WHAT YOU NEED TO DO. Where a line contains the word "index", copy that line in full.

>> Start

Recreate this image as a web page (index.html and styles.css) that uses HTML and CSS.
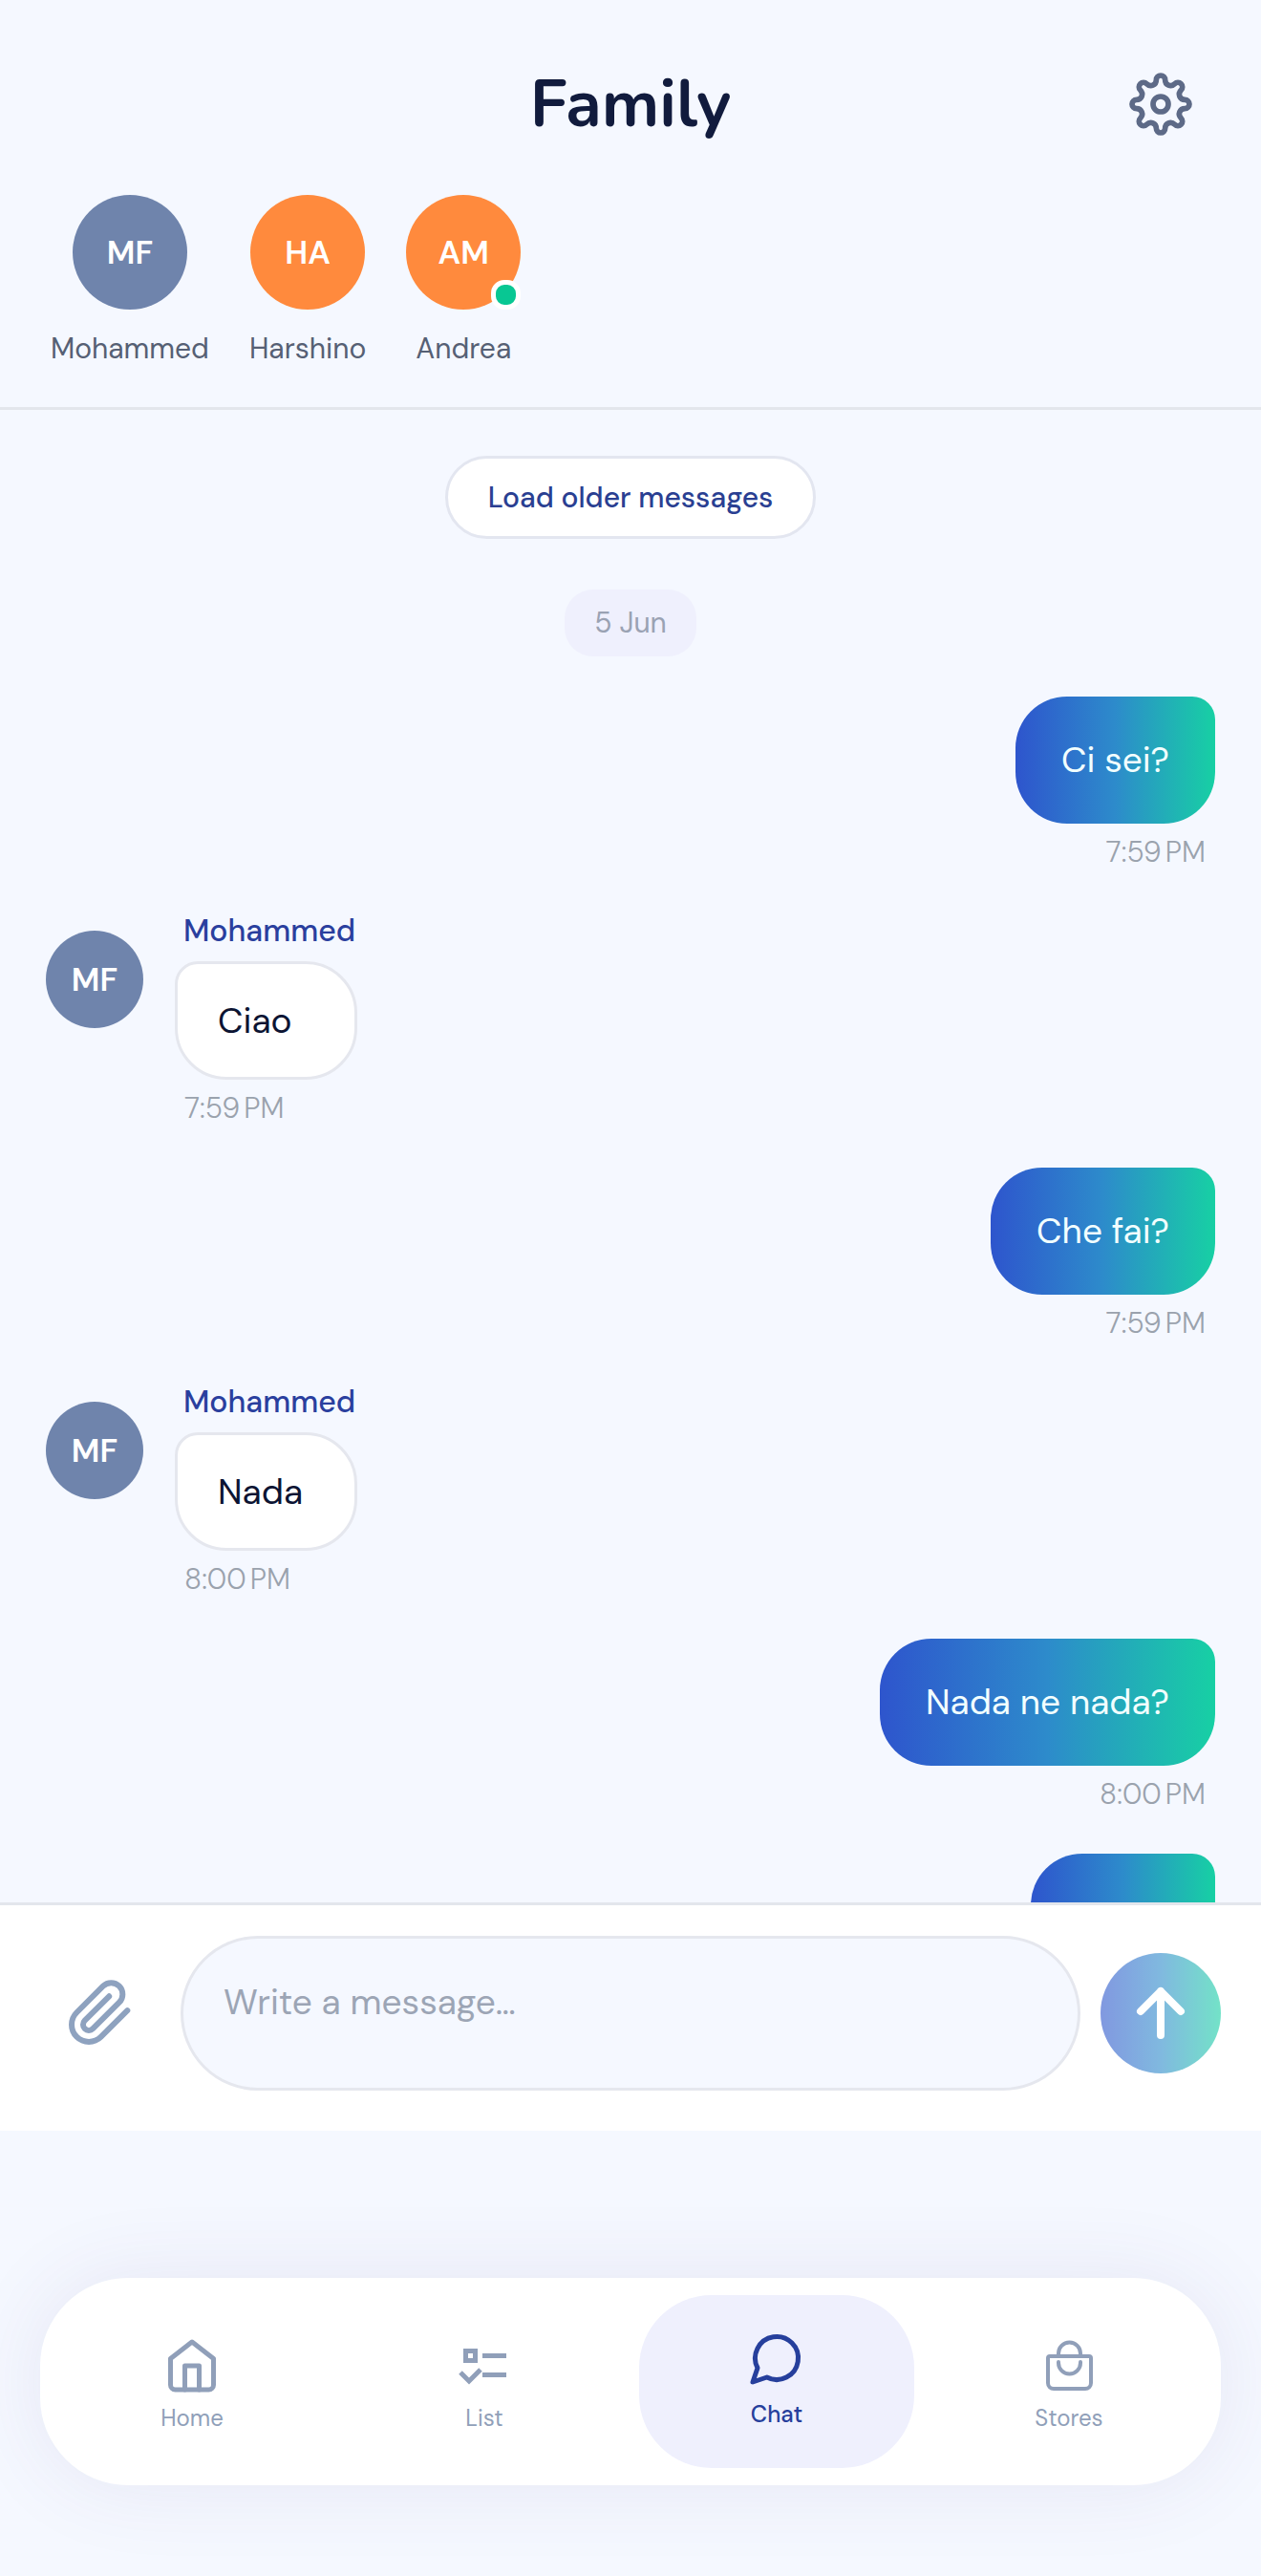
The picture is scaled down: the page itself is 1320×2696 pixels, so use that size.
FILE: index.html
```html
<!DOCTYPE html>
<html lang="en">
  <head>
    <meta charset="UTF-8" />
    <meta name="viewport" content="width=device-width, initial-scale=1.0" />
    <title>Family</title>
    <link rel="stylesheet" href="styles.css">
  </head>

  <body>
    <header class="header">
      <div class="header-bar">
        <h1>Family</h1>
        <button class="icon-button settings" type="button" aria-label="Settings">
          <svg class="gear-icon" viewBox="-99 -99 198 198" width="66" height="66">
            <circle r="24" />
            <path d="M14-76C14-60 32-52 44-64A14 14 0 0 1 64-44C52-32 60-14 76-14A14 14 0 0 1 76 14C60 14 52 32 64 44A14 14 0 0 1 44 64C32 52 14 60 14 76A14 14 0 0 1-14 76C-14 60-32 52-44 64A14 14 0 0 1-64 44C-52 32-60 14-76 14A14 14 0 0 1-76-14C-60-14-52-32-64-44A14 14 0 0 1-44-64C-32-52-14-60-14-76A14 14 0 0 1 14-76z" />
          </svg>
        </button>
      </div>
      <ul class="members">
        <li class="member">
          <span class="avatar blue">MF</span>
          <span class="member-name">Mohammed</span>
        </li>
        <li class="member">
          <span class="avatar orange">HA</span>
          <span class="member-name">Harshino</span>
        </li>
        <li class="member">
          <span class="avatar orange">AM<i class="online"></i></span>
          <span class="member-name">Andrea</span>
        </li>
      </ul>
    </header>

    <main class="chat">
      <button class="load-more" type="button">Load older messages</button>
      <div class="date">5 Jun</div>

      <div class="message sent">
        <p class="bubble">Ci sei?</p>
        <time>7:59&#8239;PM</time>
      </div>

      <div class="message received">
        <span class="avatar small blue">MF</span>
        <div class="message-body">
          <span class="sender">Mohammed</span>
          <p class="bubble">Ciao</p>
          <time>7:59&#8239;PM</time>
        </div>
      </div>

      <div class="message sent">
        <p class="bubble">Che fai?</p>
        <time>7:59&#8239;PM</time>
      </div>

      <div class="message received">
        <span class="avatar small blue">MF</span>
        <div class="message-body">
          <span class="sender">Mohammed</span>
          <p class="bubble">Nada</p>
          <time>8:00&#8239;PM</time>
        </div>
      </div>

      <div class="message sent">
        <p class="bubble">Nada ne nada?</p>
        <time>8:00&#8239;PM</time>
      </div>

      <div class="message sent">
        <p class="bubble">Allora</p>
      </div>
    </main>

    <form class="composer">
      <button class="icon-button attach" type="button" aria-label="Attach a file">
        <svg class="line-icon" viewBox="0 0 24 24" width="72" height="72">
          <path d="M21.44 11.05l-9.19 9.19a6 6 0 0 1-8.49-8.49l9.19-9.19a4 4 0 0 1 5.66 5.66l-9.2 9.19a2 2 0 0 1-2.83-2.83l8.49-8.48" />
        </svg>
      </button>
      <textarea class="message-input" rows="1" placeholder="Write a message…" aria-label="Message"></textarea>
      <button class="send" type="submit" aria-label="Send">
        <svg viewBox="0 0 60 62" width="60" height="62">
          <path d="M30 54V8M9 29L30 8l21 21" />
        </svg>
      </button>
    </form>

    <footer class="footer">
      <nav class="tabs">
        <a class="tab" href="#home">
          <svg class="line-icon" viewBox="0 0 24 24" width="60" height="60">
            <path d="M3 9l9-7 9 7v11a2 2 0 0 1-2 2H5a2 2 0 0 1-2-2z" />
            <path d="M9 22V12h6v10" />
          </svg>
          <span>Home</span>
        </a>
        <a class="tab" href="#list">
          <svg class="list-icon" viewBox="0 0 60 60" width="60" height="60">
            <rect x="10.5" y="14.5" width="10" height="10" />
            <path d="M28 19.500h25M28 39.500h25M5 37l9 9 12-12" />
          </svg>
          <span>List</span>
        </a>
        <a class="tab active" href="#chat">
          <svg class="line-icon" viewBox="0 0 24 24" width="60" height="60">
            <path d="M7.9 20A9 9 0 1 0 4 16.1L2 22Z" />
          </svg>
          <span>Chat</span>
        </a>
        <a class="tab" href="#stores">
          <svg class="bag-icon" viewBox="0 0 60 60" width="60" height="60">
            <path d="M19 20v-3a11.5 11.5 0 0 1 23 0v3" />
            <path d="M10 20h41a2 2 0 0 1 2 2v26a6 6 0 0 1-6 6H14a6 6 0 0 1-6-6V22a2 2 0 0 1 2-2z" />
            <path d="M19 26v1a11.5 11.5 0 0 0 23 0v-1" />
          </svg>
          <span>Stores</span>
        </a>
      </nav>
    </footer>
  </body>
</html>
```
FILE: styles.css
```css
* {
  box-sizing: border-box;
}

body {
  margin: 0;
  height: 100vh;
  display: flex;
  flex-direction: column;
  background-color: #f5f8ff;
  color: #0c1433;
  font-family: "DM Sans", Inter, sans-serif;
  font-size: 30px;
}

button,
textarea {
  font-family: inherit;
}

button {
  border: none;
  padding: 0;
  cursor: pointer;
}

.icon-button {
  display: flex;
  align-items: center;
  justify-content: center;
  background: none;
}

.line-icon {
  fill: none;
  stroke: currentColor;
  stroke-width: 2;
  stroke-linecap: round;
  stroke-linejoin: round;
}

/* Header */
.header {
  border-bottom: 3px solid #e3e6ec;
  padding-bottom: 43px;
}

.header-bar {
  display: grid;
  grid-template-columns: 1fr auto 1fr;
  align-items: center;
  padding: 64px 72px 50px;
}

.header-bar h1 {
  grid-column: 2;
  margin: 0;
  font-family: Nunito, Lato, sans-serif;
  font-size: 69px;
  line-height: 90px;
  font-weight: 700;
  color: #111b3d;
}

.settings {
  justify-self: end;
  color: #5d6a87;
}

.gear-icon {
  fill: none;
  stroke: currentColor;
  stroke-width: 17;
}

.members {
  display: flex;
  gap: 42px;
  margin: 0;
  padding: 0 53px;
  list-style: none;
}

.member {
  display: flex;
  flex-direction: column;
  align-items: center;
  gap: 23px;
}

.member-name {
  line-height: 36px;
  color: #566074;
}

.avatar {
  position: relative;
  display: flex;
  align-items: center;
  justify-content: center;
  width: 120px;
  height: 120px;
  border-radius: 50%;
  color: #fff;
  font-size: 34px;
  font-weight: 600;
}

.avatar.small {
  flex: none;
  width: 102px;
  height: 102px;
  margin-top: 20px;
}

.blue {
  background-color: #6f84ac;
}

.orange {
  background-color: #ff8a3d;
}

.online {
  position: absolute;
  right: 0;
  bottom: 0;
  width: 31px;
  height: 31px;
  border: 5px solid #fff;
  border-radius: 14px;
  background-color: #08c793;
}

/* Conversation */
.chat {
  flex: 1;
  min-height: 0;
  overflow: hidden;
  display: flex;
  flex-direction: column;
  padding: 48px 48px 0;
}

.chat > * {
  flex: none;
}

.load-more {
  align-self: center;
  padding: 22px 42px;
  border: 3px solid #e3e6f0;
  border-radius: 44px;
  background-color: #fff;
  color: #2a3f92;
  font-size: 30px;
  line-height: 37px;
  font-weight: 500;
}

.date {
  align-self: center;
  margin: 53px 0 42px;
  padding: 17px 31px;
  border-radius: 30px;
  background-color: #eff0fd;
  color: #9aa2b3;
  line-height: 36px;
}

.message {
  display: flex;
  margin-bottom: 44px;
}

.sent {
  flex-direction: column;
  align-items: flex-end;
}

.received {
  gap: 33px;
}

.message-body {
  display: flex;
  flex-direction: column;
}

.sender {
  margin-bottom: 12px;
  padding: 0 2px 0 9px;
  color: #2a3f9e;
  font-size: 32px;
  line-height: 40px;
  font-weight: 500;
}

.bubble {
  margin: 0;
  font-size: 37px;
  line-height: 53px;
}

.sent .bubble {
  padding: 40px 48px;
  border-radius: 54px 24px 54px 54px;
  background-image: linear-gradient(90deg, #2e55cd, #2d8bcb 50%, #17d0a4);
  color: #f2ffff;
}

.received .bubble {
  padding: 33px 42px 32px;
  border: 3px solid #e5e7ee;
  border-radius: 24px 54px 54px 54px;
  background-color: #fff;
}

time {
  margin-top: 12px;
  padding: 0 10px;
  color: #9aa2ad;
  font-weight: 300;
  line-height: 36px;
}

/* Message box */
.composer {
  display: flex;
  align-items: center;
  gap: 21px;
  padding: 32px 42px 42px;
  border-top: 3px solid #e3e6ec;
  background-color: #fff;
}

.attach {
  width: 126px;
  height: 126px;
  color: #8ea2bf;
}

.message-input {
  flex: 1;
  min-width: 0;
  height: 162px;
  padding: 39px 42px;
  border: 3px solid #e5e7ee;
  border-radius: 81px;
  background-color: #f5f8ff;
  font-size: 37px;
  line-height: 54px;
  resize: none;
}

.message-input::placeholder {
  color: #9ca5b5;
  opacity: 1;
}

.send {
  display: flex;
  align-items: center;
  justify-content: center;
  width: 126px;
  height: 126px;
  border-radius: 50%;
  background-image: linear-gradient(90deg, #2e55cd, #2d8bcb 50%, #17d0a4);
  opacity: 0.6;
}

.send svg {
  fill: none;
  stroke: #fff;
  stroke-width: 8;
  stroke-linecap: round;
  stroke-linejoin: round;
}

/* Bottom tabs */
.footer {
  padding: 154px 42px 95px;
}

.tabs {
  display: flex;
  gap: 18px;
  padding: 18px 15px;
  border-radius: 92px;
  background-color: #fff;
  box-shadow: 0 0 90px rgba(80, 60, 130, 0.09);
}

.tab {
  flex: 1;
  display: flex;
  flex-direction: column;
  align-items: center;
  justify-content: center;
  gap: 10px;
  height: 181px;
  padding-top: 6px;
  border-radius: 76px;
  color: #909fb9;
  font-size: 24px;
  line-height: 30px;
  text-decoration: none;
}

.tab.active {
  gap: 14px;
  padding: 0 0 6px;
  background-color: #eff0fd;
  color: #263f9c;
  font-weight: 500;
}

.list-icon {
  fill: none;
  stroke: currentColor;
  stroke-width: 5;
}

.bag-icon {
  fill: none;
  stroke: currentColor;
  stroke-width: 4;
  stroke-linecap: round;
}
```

>> End

EXPECTED OUTPUT.
Recreate this image as a web page (index.html and styles.css) that uses HTML and CSS.
FILE: index.html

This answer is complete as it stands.